Naomi Price performs Lady Beatle at the Adelaide Cabaret festival |
Lady Beatle.
Performed by Naomi Price. Created by Adam Brunes and Naomi Price. A Little Red Company and La Boite production. The Dunstan Playhouse. Adelaide Festival Centre. June 9-11 2017.
Reviewed by Peter Wilkins
Naomi Price as Lady Beatle |
The pre-show recorded Country and
Western music and the smooth gospel sound of Elvis Presley could give little
clue as to the brilliant performance that was soon to burst upon the stage.
Dressed in a grey Sergeant Pepper style dress and with dark glasses beneath her straight Sixties
cut hair, Lady Beatle, colour blind like her species, evoked the cold, grey vista
of the Mersey town, in contrast to her rendition of the vibrant colour of the
songs that the Beatles brought into the world. The poetry of the lyrics sing
with meaning on the breath of her powerful voice, and an audience sits riveted,
entranced and enchanted , not only by her astounding talent, but by the burning
emotion of an outsider desperate to belong, and finding in the songs of her heroes
the security of love, peace, equality and belonging.
What begins as a tribute in song
becomes an anthem to their gift to the world and in the end a eulogy for the
genius who lay behind the success and the enduring legacy of the four lads who
sang covers in Liverpool’s Cavern before being brought into the light and
coloured world from the darkness of obscurity. Tears well and the throat chokes
as alone on stage, Lady Beatle sings the tragic fate of Eleanor Rigby and reminds us of a gay Jew, desperate to belong and
yet dead of an overdose of prescription drugs before his thirty first birthday.
How well we may remember Sir George Martin and his influence as the record
producer of Sergeant Pepper’s Lonely
Hearts Club Band, but who remembers their first manager and proclaimed “fifth
Beatle”, Brian Epstein, once again brought to life with such poignancy, such
heartfelt adulation by Price in her fantastical persona of the Lady Beatle.
Only Paul and Ringo remain, and
it is not likely that Epstein would have approved of Paul’s gig with Kanye West
and Rhianna or Ringo’s stint as the voice of Thomas the Tank Engine. What he
would have approved of would be Naomi Price’s superb storytelling in anecdote
and song, not only of characters and events, but more importantly of the spirit
and the poetry that inspired and created the feeling to belong, and fight
against the judgement of others in a world of negativity, pain and struggle.

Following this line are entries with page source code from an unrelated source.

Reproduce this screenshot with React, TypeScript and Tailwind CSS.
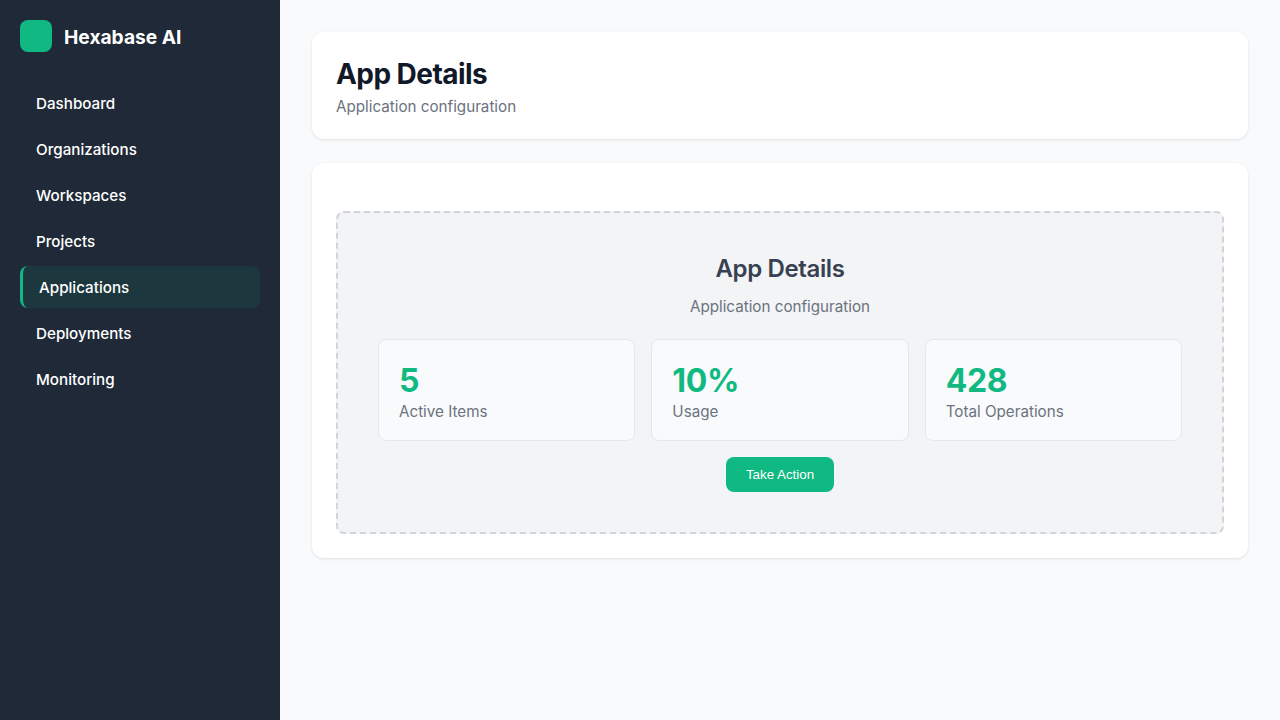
const navItems = ["Dashboard", "Organizations", "Workspaces", "Projects", "Applications", "Deployments", "Monitoring"];

const stats = [
  { value: "5", label: "Active Items" },
  { value: "10%", label: "Usage" },
  { value: "428", label: "Total Operations" },
];

export default function App() {
  return (
    <div className="flex min-h-screen bg-[#f9fafb] font-['Inter',sans-serif]">
      <aside className="w-[280px] shrink-0 bg-[#1f2937] p-5 text-white">
        <div className="mb-[30px] flex items-center gap-3">
          <div className="h-8 w-8 rounded-lg bg-[#10b981]" />
          <span className="pt-0.5 text-[19.2px] leading-[30px] font-bold">Hexabase AI</span>
        </div>
        <nav className="flex flex-col gap-1">
          {navItems.map((item) =>
            item === "Applications" ? (
              <div key={item} className="h-[42px] rounded-lg border-l-[3px] border-[#10b981] bg-[#10b981]/10 px-4 pt-[10px] text-[15.2px] leading-[24px] font-medium">
                {item}
              </div>
            ) : (
              <div key={item} className="h-[42px] rounded-lg px-4 pt-[10px] text-[15.2px] leading-[24px] font-medium">
                {item}
              </div>
            ),
          )}
        </nav>
      </aside>
      <main className="flex-1 p-8">
        <header className="mb-6 rounded-xl bg-white px-6 pt-6 pb-5 shadow-[0_1px_3px_rgba(0,0,0,0.1)]">
          <h1 className="mb-[3px] text-[28px] leading-[36px] font-bold tracking-[-0.02em] text-[#111827]">App Details</h1>
          <p className="text-[15.2px] leading-[24px] text-[#6b7280]">Application configuration</p>
        </header>
        <section className="rounded-xl bg-white p-6 pt-12 shadow-[0_1px_3px_rgba(0,0,0,0.1)]">
          <div className="rounded-lg border-2 border-dashed border-[#d1d5db] bg-[#f3f4f6] p-10 text-center">
            <h2 className="mb-[11px] text-2xl leading-[31px] font-semibold tracking-[-0.015em] text-[#374151]">App Details</h2>
            <p className="mb-5 text-[15.2px] leading-[24px] text-[#6b7280]">Application configuration</p>
            <div className="mb-4 grid grid-cols-3 gap-4">
              {stats.map((s) => (
                <div key={s.label} className="rounded-lg border border-[#e5e7eb] bg-[#f9fafb] px-5 pt-[21px] pb-[17px] text-left">
                  <div className="text-[32px] leading-[40px] font-bold tracking-[-0.01em] text-[#10b981]">{s.value}</div>
                  <div className="text-[15.2px] leading-[22px] text-[#6b7280]">{s.label}</div>
                </div>
              ))}
            </div>
            <button className="mx-auto block h-[35px] rounded-lg bg-[#10b981] px-5 font-['Liberation_Sans',sans-serif] text-[13.33px] font-medium text-white">Take Action</button>
          </div>
        </section>
      </main>
    </div>
  );
}
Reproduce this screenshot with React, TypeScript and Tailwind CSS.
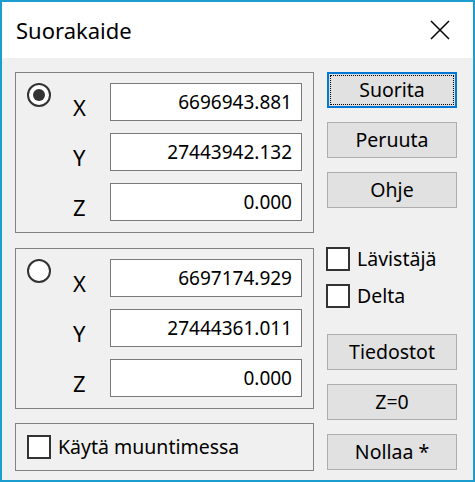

Suspended above Lady Beatle, pipe
tubes of light cascade their individual sequences of colour in a masterful
display of glimmering light and colour. Alan Watt’s voice-over metaphor of the
beetle that waits for the sun, unaware of a future, leads us into hope and
optimism with Price’s electric rendition
of Here Comes The Sun and the audience leap to their feet during a final Beatles medley
in celebration of a time, a music and four guys from the city of Liverpool who
cast aside class to prove that we are all one and all you need is love. A Beatles CD lead us out as the lights restore
and Lady Beatle leaves us bathed in the magnificent colours of her shining
talent. .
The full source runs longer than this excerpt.